Sunday, August 28, 2016

Using whatever resources are available


Pending the Republican Congress getting off it aggregate ass and providing funding to combat Zika, the FDA has called for testing of all blood donations for the presence of the virus.
The Food and Drug Administration on Friday took steps to safeguard the nation’s blood supply from the Zika virus, calling for all blood banks to screen donations for the infection even in states where the virus is not circulating.

The recommendations are an acknowledgment that sexual transmission may facilitate the spread of Zika even in areas where mosquitoes carrying the virus are not present. Officials also want to prepare for the possibility that clusters of local infection will continue to pop up in parts of the United States for years to come.

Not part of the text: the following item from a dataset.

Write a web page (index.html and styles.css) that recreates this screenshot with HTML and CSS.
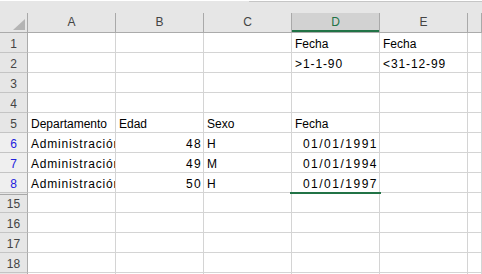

“There could be multiple outbreaks of Zika happening outside the known current ones in South Florida, but because we are not actively looking they could be happening silently,” said Dr. Peter J. Hotez, the dean of the National School of Tropical Medicine at Baylor College of Medicine, who applauded the F.D.A.’s move.

Without federal funds, it is generally not possible for local health departments to conduct active surveillance for Zika virus in the blood or urine of patients with fever or rash, he added.

“In some ways the inaction from Congress has forced the F.D.A. to adopt this position,” Dr. Hotez added. “They have no other choice.”

The agency urged blood centers to use one of two experimental tests intended to detect active infections, called nucleic acid tests, before releasing donated blood for use in transfusions. As an alternative, banks may decontaminate plasma and platelets with so-called pathogen reduction technology.

But the recommendations are likely to pose a significant challenge for some blood banks and for the third-party labs that perform much of the blood screening nationwide, some experts said.

Eleven states must put the new safeguards into place within four weeks. They include Alabama, Arizona, California, Georgia, Louisiana, New York and Texas, which have many residents who travel to Zika-affected countries or are near an area that already has locally acquired mosquito-borne cases.

Other states have 12 weeks to carry out the recommendations.
Trying to stop the virus without a vaccine will be difficult because it spreads so easily with multiple separate vectors. The mosquitos range may be limited but try getting people to stop having sex.